Go through the data and copy every line exactly, but not the images.
■ ■ ■ ■ ■
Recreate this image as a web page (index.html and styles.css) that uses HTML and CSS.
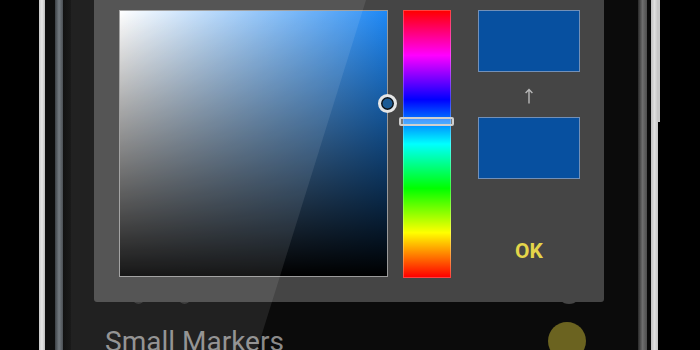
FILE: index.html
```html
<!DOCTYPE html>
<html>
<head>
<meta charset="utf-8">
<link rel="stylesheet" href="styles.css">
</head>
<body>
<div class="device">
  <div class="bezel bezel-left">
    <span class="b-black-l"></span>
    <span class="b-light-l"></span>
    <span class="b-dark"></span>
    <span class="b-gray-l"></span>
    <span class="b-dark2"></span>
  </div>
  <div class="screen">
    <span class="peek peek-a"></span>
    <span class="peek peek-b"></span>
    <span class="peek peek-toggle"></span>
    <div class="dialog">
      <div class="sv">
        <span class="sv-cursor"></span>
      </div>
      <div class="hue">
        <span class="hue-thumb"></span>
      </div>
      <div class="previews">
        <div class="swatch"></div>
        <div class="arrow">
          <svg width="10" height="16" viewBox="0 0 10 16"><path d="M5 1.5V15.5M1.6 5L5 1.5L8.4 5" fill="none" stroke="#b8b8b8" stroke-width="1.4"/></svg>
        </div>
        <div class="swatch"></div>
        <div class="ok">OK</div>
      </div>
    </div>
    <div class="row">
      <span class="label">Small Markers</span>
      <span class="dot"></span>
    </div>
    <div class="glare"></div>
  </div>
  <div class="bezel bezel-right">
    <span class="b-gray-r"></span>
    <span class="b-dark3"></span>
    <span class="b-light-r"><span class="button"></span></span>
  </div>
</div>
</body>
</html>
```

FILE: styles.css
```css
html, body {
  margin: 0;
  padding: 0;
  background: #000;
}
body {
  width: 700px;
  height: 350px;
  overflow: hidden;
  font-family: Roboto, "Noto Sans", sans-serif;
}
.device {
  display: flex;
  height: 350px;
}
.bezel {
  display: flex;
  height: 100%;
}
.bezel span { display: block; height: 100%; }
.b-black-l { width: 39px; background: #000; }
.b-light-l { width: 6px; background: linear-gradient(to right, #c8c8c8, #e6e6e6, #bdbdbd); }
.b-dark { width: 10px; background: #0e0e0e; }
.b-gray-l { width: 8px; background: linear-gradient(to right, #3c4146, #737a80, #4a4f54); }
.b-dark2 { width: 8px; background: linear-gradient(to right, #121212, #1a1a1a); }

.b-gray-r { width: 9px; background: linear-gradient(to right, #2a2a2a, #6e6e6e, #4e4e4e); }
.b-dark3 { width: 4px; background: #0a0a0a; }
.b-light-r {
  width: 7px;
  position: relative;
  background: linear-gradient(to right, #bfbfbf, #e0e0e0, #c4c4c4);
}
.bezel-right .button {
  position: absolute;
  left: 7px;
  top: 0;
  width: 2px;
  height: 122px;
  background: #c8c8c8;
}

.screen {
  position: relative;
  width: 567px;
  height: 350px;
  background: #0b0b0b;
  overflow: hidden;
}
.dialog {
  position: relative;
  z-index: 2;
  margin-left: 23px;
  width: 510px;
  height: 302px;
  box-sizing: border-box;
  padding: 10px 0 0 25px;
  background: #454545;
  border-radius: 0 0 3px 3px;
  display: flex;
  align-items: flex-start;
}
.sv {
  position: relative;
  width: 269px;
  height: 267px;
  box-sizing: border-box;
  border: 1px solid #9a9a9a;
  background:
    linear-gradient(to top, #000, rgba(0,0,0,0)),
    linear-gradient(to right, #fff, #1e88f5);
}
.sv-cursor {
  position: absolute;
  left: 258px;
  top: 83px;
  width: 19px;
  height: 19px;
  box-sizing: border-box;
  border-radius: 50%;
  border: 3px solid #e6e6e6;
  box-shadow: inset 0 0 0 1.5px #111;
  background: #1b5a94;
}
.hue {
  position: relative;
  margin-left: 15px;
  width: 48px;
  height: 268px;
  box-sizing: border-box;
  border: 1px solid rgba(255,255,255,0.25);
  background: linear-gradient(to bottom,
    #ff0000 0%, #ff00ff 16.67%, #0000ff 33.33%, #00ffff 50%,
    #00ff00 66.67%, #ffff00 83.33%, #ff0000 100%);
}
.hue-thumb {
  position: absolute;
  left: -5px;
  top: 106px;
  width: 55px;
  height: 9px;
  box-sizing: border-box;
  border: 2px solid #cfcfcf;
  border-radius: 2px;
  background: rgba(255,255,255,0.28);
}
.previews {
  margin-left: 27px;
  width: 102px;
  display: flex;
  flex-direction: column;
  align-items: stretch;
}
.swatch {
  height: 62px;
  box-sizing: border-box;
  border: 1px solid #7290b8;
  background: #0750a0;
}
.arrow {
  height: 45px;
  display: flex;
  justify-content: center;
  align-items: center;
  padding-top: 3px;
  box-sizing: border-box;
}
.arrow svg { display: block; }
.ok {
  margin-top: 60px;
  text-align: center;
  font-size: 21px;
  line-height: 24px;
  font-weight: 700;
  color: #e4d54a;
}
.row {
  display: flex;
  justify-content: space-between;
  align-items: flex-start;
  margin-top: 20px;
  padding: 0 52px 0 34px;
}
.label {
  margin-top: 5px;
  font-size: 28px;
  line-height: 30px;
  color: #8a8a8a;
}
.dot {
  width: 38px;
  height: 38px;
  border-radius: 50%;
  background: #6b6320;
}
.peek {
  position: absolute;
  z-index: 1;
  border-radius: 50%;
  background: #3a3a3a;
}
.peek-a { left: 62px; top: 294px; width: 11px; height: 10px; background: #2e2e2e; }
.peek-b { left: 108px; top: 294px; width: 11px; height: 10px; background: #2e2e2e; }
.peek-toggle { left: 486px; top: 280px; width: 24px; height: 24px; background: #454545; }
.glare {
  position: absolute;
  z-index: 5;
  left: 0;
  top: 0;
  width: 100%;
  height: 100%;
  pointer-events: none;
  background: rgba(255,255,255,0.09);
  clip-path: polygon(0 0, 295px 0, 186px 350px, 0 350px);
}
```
■ ■ ■ ■ ■
▶ [The answer]
Recreate this image as a web page (index.html and styles.css) that uses HTML and CSS.
FILE: index.html
```html
<!DOCTYPE html>
<html>
<head>
<meta charset="utf-8">
<link rel="stylesheet" href="styles.css">
</head>
<body>
<div class="device">
  <div class="bezel bezel-left">
    <span class="b-black-l"></span>
    <span class="b-light-l"></span>
    <span class="b-dark"></span>
    <span class="b-gray-l"></span>
    <span class="b-dark2"></span>
  </div>
  <div class="screen">
    <span class="peek peek-a"></span>
    <span class="peek peek-b"></span>
    <span class="peek peek-toggle"></span>
    <div class="dialog">
      <div class="sv">
        <span class="sv-cursor"></span>
      </div>
      <div class="hue">
        <span class="hue-thumb"></span>
      </div>
      <div class="previews">
        <div class="swatch"></div>
        <div class="arrow">
          <svg width="10" height="16" viewBox="0 0 10 16"><path d="M5 1.5V15.5M1.6 5L5 1.5L8.4 5" fill="none" stroke="#b8b8b8" stroke-width="1.4"/></svg>
        </div>
        <div class="swatch"></div>
        <div class="ok">OK</div>
      </div>
    </div>
    <div class="row">
      <span class="label">Small Markers</span>
      <span class="dot"></span>
    </div>
    <div class="glare"></div>
  </div>
  <div class="bezel bezel-right">
    <span class="b-gray-r"></span>
    <span class="b-dark3"></span>
    <span class="b-light-r"><span class="button"></span></span>
  </div>
</div>
</body>
</html>
```

FILE: styles.css
```css
html, body {
  margin: 0;
  padding: 0;
  background: #000;
}
body {
  width: 700px;
  height: 350px;
  overflow: hidden;
  font-family: Roboto, "Noto Sans", sans-serif;
}
.device {
  display: flex;
  height: 350px;
}
.bezel {
  display: flex;
  height: 100%;
}
.bezel span { display: block; height: 100%; }
.b-black-l { width: 39px; background: #000; }
.b-light-l { width: 6px; background: linear-gradient(to right, #c8c8c8, #e6e6e6, #bdbdbd); }
.b-dark { width: 10px; background: #0e0e0e; }
.b-gray-l { width: 8px; background: linear-gradient(to right, #3c4146, #737a80, #4a4f54); }
.b-dark2 { width: 8px; background: linear-gradient(to right, #121212, #1a1a1a); }

.b-gray-r { width: 9px; background: linear-gradient(to right, #2a2a2a, #6e6e6e, #4e4e4e); }
.b-dark3 { width: 4px; background: #0a0a0a; }
.b-light-r {
  width: 7px;
  position: relative;
  background: linear-gradient(to right, #bfbfbf, #e0e0e0, #c4c4c4);
}
.bezel-right .button {
  position: absolute;
  left: 7px;
  top: 0;
  width: 2px;
  height: 122px;
  background: #c8c8c8;
}

.screen {
  position: relative;
  width: 567px;
  height: 350px;
  background: #0b0b0b;
  overflow: hidden;
}
.dialog {
  position: relative;
  z-index: 2;
  margin-left: 23px;
  width: 510px;
  height: 302px;
  box-sizing: border-box;
  padding: 10px 0 0 25px;
  background: #454545;
  border-radius: 0 0 3px 3px;
  display: flex;
  align-items: flex-start;
}
.sv {
  position: relative;
  width: 269px;
  height: 267px;
  box-sizing: border-box;
  border: 1px solid #9a9a9a;
  background:
    linear-gradient(to top, #000, rgba(0,0,0,0)),
    linear-gradient(to right, #fff, #1e88f5);
}
.sv-cursor {
  position: absolute;
  left: 258px;
  top: 83px;
  width: 19px;
  height: 19px;
  box-sizing: border-box;
  border-radius: 50%;
  border: 3px solid #e6e6e6;
  box-shadow: inset 0 0 0 1.5px #111;
  background: #1b5a94;
}
.hue {
  position: relative;
  margin-left: 15px;
  width: 48px;
  height: 268px;
  box-sizing: border-box;
  border: 1px solid rgba(255,255,255,0.25);
  background: linear-gradient(to bottom,
    #ff0000 0%, #ff00ff 16.67%, #0000ff 33.33%, #00ffff 50%,
    #00ff00 66.67%, #ffff00 83.33%, #ff0000 100%);
}
.hue-thumb {
  position: absolute;
  left: -5px;
  top: 106px;
  width: 55px;
  height: 9px;
  box-sizing: border-box;
  border: 2px solid #cfcfcf;
  border-radius: 2px;
  background: rgba(255,255,255,0.28);
}
.previews {
  margin-left: 27px;
  width: 102px;
  display: flex;
  flex-direction: column;
  align-items: stretch;
}
.swatch {
  height: 62px;
  box-sizing: border-box;
  border: 1px solid #7290b8;
  background: #0750a0;
}
.arrow {
  height: 45px;
  display: flex;
  justify-content: center;
  align-items: center;
  padding-top: 3px;
  box-sizing: border-box;
}
.arrow svg { display: block; }
.ok {
  margin-top: 60px;
  text-align: center;
  font-size: 21px;
  line-height: 24px;
  font-weight: 700;
  color: #e4d54a;
}
.row {
  display: flex;
  justify-content: space-between;
  align-items: flex-start;
  margin-top: 20px;
  padding: 0 52px 0 34px;
}
.label {
  margin-top: 5px;
  font-size: 28px;
  line-height: 30px;
  color: #8a8a8a;
}
.dot {
  width: 38px;
  height: 38px;
  border-radius: 50%;
  background: #6b6320;
}
.peek {
  position: absolute;
  z-index: 1;
  border-radius: 50%;
  background: #3a3a3a;
}
.peek-a { left: 62px; top: 294px; width: 11px; height: 10px; background: #2e2e2e; }
.peek-b { left: 108px; top: 294px; width: 11px; height: 10px; background: #2e2e2e; }
.peek-toggle { left: 486px; top: 280px; width: 24px; height: 24px; background: #454545; }
.glare {
  position: absolute;
  z-index: 5;
  left: 0;
  top: 0;
  width: 100%;
  height: 100%;
  pointer-events: none;
  background: rgba(255,255,255,0.09);
  clip-path: polygon(0 0, 295px 0, 186px 350px, 0 350px);
}
```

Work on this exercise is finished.